STANDARD: Vor einem Jahr haben Sie noch die Hoffnung geäußert, dass sich die Republikaner wieder auf dem Weg der Normalität befinden. Wie lautet heute Ihr Befund?

Frum: Wir Republikaner stecken in einem unsagbaren, kompletten Chaos fest. Was mich vor einem Jahr noch optimistischer gestimmt hat, war meine Annahme, dass die Partei nach der verlorenen Wahl von 2012 verstanden hat, dass sich ihre eigenen Mitglieder eine wesentlich weniger radikale Wirtschaftsagenda wünschen.

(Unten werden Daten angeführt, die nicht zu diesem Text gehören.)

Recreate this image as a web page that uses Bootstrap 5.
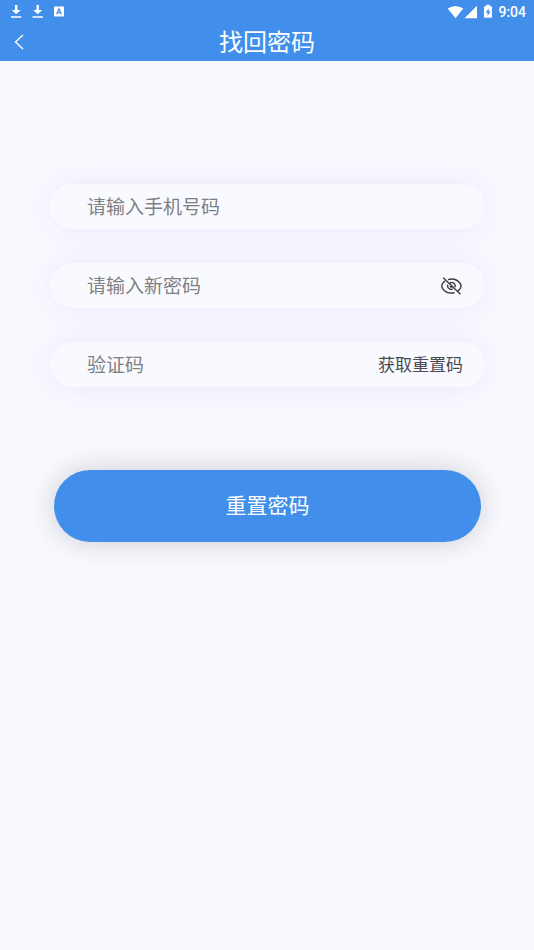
<!DOCTYPE html>
<html lang="zh-CN">
<head>
<meta charset="utf-8">
<meta name="viewport" content="width=device-width, initial-scale=1">
<title>找回密码</title>
<link href="https://cdn.jsdelivr.net/npm/bootstrap@5.3.0/dist/css/bootstrap.min.css" rel="stylesheet">
<style>
body { font-family: "Noto Sans", "Noto Sans CJK SC", sans-serif; background: #f9faff; }
.app-top { background: #418fea; }
.status-bar { height: 23px; padding: 0 8px 0 10px; }
.status-time { font: 500 14px/22px Roboto, sans-serif; }
.title-bar { height: 38px; grid-template-columns: 38px 1fr 38px; }
.page-title { font-size: 24px; line-height: 36px; }
.back-btn { height: 38px; }
.reset-form { padding: 123px 49px 48px 50px; }
.field-stack { gap: 34px; }
.pill-field { height: 45px; padding: 0 22px 0 37px; background: #f9faff; box-shadow: 0 0 32px rgba(90, 70, 220, .1); }
.pill-input, .pill-input:focus { font-size: 19px; line-height: 30px; color: #333; }
.pill-input::placeholder { color: #808084; opacity: 1; }
.code-btn { font-size: 17px; line-height: 24px; color: #4a4a50; }
.submit-wrap { padding: 83px 4px 0; }
.submit-btn, .submit-btn:hover { height: 72px; font-size: 21px; color: #fff; background: #418fea; box-shadow: 0 0 28px rgba(40, 35, 40, .22); }
</style>
</head>
<body class="min-vh-100">
<header class="app-top text-white">
  <div class="status-bar d-flex align-items-center justify-content-between">
    <div class="d-flex align-items-center">
      <svg class="me-2" width="13" height="15" viewBox="0 0 13 15" aria-hidden="true"><path d="M5 1h2.400v5h3.300L6.200 10.200 1.700 6H5zM1 12.200h10.400v1.500H1z" fill="#fff"/></svg>
      <svg class="me-2" width="13" height="15" viewBox="0 0 13 15" aria-hidden="true"><path d="M5.500 1h2.400v5h3.300L6.700 10.200 2.200 6h3.300zM1.500 12.200h10.400v1.500H1.500z" fill="#fff"/></svg>
      <svg width="14" height="15" viewBox="0 0 14 15" aria-hidden="true"><rect x="2" y="2.500" width="10" height="10" rx="1" fill="#fff"/><path d="M4.700 10.200 7 4.800l2.300 5.400M5.500 8.600h3" fill="none" stroke="#418fea" stroke-width="1.300"/></svg>
    </div>
    <div class="d-flex align-items-center">
      <svg width="48" height="16" viewBox="0 0 48 16" aria-hidden="true"><path d="M1.700 4.600Q9.500-.800 17.300 4.600L9.500 14.200zM31 1.700v12.500H18.500z" fill="#fff"/><path d="M40.300.800h3.400v1.500h1.500q.800 0 .800.800v9.900q0 .800-.800.800h-6.400q-.800 0-.800-.800V3.100q0-.800.800-.800h1.500z" fill="#fff"/><path d="m42.700 4.200-3 4.500h1.900v3.400l3-4.700h-1.900z" fill="#418fea"/></svg>
      <span class="status-time ms-1">9:04</span>
    </div>
  </div>
  <div class="title-bar d-grid align-items-center">
    <button type="button" class="back-btn btn p-0 border-0 d-flex align-items-center justify-content-center" aria-label="返回">
      <svg width="12" height="18" viewBox="0 0 12 18" aria-hidden="true"><path d="M10 2 2.500 9l7.500 7" fill="none" stroke="#fff" stroke-width="1.400"/></svg>
    </button>
    <h1 class="page-title fw-normal text-center m-0">找回密码</h1>
  </div>
</header>
<main>
  <form class="reset-form">
    <div class="field-stack d-flex flex-column">
      <div class="pill-field rounded-pill d-flex align-items-center">
        <input type="tel" class="pill-input form-control bg-transparent border-0 shadow-none p-0" placeholder="请输入手机号码" aria-label="手机号码">
      </div>
      <div class="pill-field rounded-pill d-flex align-items-center">
        <input type="password" class="pill-input form-control bg-transparent border-0 shadow-none p-0" placeholder="请输入新密码" aria-label="新密码">
        <button type="button" class="btn p-0 border-0 d-flex" aria-label="显示密码">
          <svg width="23" height="20" viewBox="0 0 23 20" fill="none" stroke="#3c3c40" stroke-width="1.400" aria-hidden="true"><path d="M8 3.600Q15.500 1.500 20 7.200q2.200 2.800 0 5.600-.900 1.200-2.100 2M14.800 16.600Q7 18.500 2.800 12.800q-2-2.800 0-5.600Q3.700 6 5 5.100M3.200 1.700l17.300 16.600M9.800 6.800q3.200-1 4.800 1.200 1 1.700.200 3.300M12.800 13.200q-3.300.700-4.700-1.600-.800-1.500-.200-2.900M10.200 9.800q.300 1.300 1.700 1.500"/></svg>
        </button>
      </div>
      <div class="pill-field rounded-pill d-flex align-items-center">
        <input type="text" class="pill-input form-control bg-transparent border-0 shadow-none p-0" placeholder="验证码" aria-label="验证码">
        <button type="button" class="code-btn btn p-0 border-0 text-nowrap">获取重置码</button>
      </div>
    </div>
    <div class="submit-wrap">
      <button type="submit" class="submit-btn btn border-0 rounded-pill w-100">重置密码</button>
    </div>
  </form>
</main>
<script src="https://cdn.jsdelivr.net/npm/bootstrap@5.3.0/dist/js/bootstrap.bundle.min.js"></script>
</body>
</html>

Ich habe dafür plädiert, Obamas Gesundheitsreform zu akzeptieren und nicht nur eine Partei für Unternehmer und Geschäftsleute zu sein. Die Aufgabe einer konservativen Partei ist es, stets richtig abzuwägen, wieviel sie beibehalten und wieviel sie verändern muss. Null Veränderung führt immer zu Revolution, weil sich die Gesellschaft um einen herum nun einmal verändert.

STANDARD: Verstehen Sie, dass sich ein Teil der Partei mit Trump abgefunden hat?

Frum: Der Großteil all jener Leute, deren Aufgabe es war, Trump im Fernsehen zu verteidigen, ist im Privaten selbst entsetzt. Sie haben versucht, ihn als Kandidaten zu verhindern, sind aber daran gescheitert, dass sie sich nicht darauf einigen konnten, wer stattdessen der Kandidat sein sollte. Und nun sind sie in einem Parteiensystem gefangen, das ihnen kaum Möglichkeiten gibt, derzeit etwas gegen ihn zu unternehmen. Ihre Hoffnung besteht momentan darin, sich auf eine Übereinkunft zu einigen.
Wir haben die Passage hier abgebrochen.